Thomas Jefferson's was one of history's greatest voices for the importance of individual freedom. His eloquence on this fundamental right became the cornerstone of our nation and a central theme of the Enlightenment. And yet Jefferson presided over a society that depended on slavery, and he was himself the holder of many slaves. How are students of history to reconcile this contradiction in the third president? Now the celebrated biographer and historian Natalie Bober presents a life of Jefferson that does not evade this difficult question. Bober explores the slave community that built and maintained his home, Monticello - and what their lives under Jefferson tell us about him and about slavery as an early American institution. To assess fully what Jefferson might mean to our time, we must first understand what it meant to be a man of his own time. From the first page, the world he inhabited is made vivid - and so, too, is Jefferson himself, standing before us as a shy, freckle-faced, and, for the eighteenth century, unusually tall young man. Bober follows him through a life in which the presidency was just one of many accomplishments.

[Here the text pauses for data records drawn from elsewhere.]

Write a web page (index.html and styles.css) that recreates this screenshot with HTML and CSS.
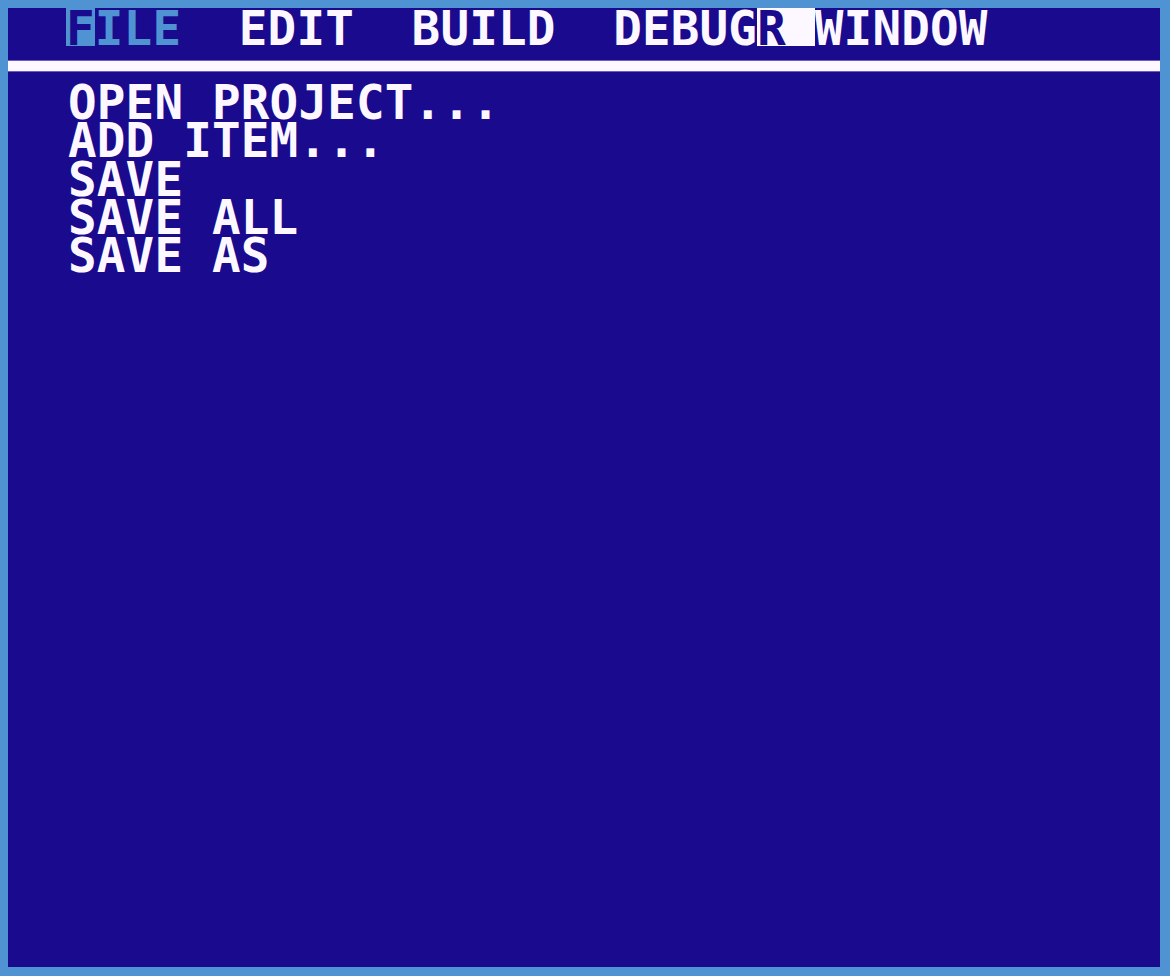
FILE: index.html
```html
<!DOCTYPE html>
<html>
<head>
<meta charset="utf-8">
<link rel="stylesheet" href="styles.css">
</head>
<body>
<div class="screen">
  <div class="menubar"><span class="cell-hl">F</span><span class="dim">ILE</span>  EDIT  BUILD  DEBUG<span class="cursor">R </span>WINDOW</div>
  <div class="rule"></div>
  <ul class="items">
    <li>OPEN PROJECT...</li>
    <li>ADD ITEM...</li>
    <li>SAVE</li>
    <li>SAVE ALL</li>
    <li>SAVE AS</li>
  </ul>
</div>
</body>
</html>
```
FILE: styles.css
```css
html, body {
  margin: 0;
  padding: 0;
}
body {
  background: #4f93d3;
  padding: 8px 10px 9px 8px;
  width: 1170px;
  height: 976px;
  box-sizing: border-box;
  overflow: hidden;
}
.screen {
  background: #1a0a8e;
  height: 959px;
  width: 1152px;
  color: #fdf8ff;
  font-family: "DejaVu Sans Mono", "Liberation Mono", monospace;
  font-weight: bold;
  font-size: 47.5px;
  letter-spacing: 0.2px;
  line-height: 38px;
}
.menubar {
  height: 53px;
  padding-left: 58px;
  white-space: pre;
  box-sizing: border-box;
}
.cell-hl, .cursor {
  display: inline-block;
  padding-top: 2px;
  height: 36px;
  line-height: 38px;
  vertical-align: baseline;
}
.cell-hl {
  background: #4f93d3;
  color: #1a0a8e;
}
.dim {
  color: #4f93d3;
}
.cursor {
  background: #fdf8ff;
  color: #1a0a8e;
  white-space: pre;
}
.rule {
  height: 10px;
  background: #fdf8ff;
  box-shadow: 0 -1px 0 #6a5cc0, 0 1px 0 #6a5cc0;
}
.items {
  list-style: none;
  margin: 0;
  padding: 13px 0 0 60px;
  line-height: 38.3px;
}
.items li {
  white-space: pre;
}
```
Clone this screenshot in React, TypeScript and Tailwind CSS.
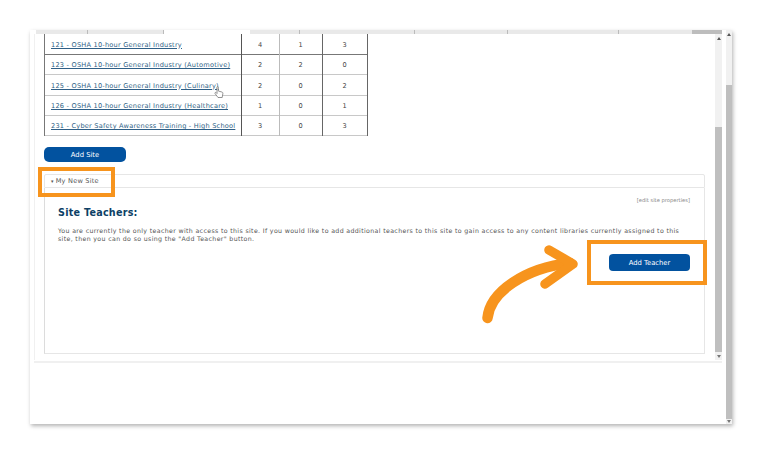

As designer of Monticello and other renowned buildings, he was one of the great architects of his era; as founder of the University of Virginia, he was one of the nation's early champions of higher education. His greatest legacy is perhaps as author of the Declaration of Independence, a nearly unrivaled instance of words giving tangible meaning to life. The Jefferson revealed here is distinguished by his often contradictory nature but also by his optimism, his curiosity, his exceptional sense of history (including the history still to be made). While primarily aimed at young adult readers, the book is a substantial work of scholarship, based on many years' research of primary-source materials (including black oral history) and the most current writings, and like Bober's earlier works, should attract students of history of all ages. This book faces the fact that Jefferson was a flawed human being - yet insists that this does not disqualify him as a hero.
Natalie S. Bober is the author of numerous books of history for young adult readers, including Countdown to Independence: A Revolution of Ideas in England and Her American Colonies 1760-1776 and Abigail Adams: Witness to a Revolution.